Kaizuka et al. describe the shape of signaling during T cell activation.
When antigen- presenting cells (APCs) and T cells get together, the two become locked in a synaptic embrace that triggers T cell activation. The synapse centers around antigen recognition by the T cell receptor (TCR), but other proteins on the cells’ surfaces also partake in the union. One such pair of proteins is CD58 and CD2, which reside on the APC and T cell, respectively. Whether the coupling of this pair simply increases adhesion between the cells or also triggers a signaling cascade has been a point of debate.
Kaizuka et al. have now gotten to the bottom of the matter by observing the CD58–CD2 interaction independently of other cell–cell interactions. Planar lipid bilayers, which mimic the APC's membrane but contain just one or two proteins of interest, were prepared on microscope coverslips. The team then followed the reactions of T cells to the bilayers, both visually and biochemically.
When presented with CD58, the CD2 receptors on the T cell's surface came together into small clusters. When presented with both CD58 and anti-TCR antibody, CD2 and TCR initially coalesced for several minutes, and then rearranged so that TCR formed a central bullseye surrounded by a ring of CD2.
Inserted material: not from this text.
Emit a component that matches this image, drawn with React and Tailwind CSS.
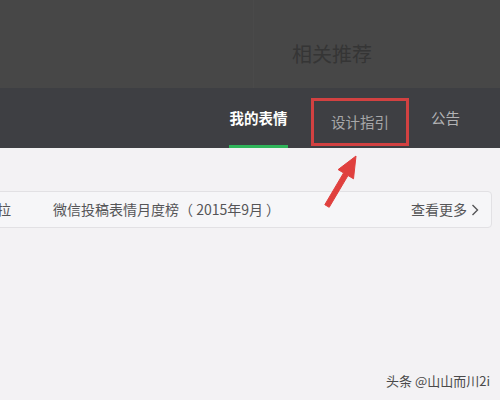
export default function App() {
  const font = { fontFamily: '"Noto Sans CJK SC", "Microsoft YaHei", "Noto Sans", sans-serif' };
  return (
    <div className="relative w-[500px] h-[400px] overflow-hidden flex flex-col bg-[#f3f2f4]" style={font}>
      {/* Top dark area */}
      <div className="h-[88px] flex bg-[#474747] shrink-0">
        <div className="w-[254px] border-r border-[#4a4a4a]" />
        <div className="pl-[38px] pt-[40px] text-[20px] leading-[28px] text-[#353535]">相关推荐</div>
      </div>
      {/* Nav bar */}
      <div className="h-[60px] flex items-stretch bg-[#3e3f43] shrink-0 pl-[229px] text-[14.5px]">
        <div className="w-[59px] flex items-center justify-center pt-[3px] border-b-[3px] border-[#2fb55a] text-white font-bold whitespace-nowrap">
          我的表情
        </div>
        <div className="ml-[23px] mt-[10px] h-[48px] w-[98px] border-[3px] border-[#d24141] flex items-center justify-center text-[#a7a7a9] whitespace-nowrap">
          设计指引
        </div>
        <div className="ml-[22px] flex items-center text-[#b3b3b5] whitespace-nowrap">公告</div>
      </div>
      {/* Content */}
      <div className="flex-1 pt-[43px]">
        <div className="-ml-[22px] mr-[8px] h-[37px] pl-[18px] rounded-[4px] border border-[#e2e1e4] bg-[#f6f6f8] flex items-center text-[14px] text-[#555557]">
          <span className="w-[56px] shrink-0 whitespace-nowrap">拉</span>
          <span className="whitespace-nowrap">微信投稿表情月度榜（ 2015年9月 ）</span>
          <span className="ml-auto mr-[12px] flex items-center gap-[4px] whitespace-nowrap">
            查看更多
            <svg width="8" height="12" viewBox="0 0 8 12">
              <path d="M1.5 1 L6.5 6 L1.5 11" fill="none" stroke="#555557" strokeWidth="1.4" />
            </svg>
          </span>
        </div>
      </div>
      {/* Red arrow annotation */}
      <svg className="absolute left-0 top-0 pointer-events-none" width="500" height="400" viewBox="0 0 500 400">
        <polygon
          points="356,156 353.5,178.8 348,175.5 329.2,207.3 324.8,204.7 343.6,172.9 338.1,169.6"
          fill="#e0403e"
          stroke="#e0403e"
          strokeWidth="1"
          strokeLinejoin="round"
        />
      </svg>
      {/* Watermark */}
      <div className="absolute right-[10px] bottom-[11px] text-[13px] leading-[16px] text-[#4a4a4a] whitespace-nowrap">
        头条 @山山而川2i
      </div>
    </div>
  );
}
As for signaling, CD58 or anti-TCR alone triggered the same initial kinase cascade in the T cell. But when presented together, the activation of these kinases was more robust, suggesting synergy. Active kinases were also clustered at the T cell's cortex reflecting the receptor clustering on the cell surface, and interestingly, when CD2 and TCR formed their bullseye and ring arrangement, the kinases were most abundant in the ring. As yet, however, the significance of these signal shapes remains to be determined.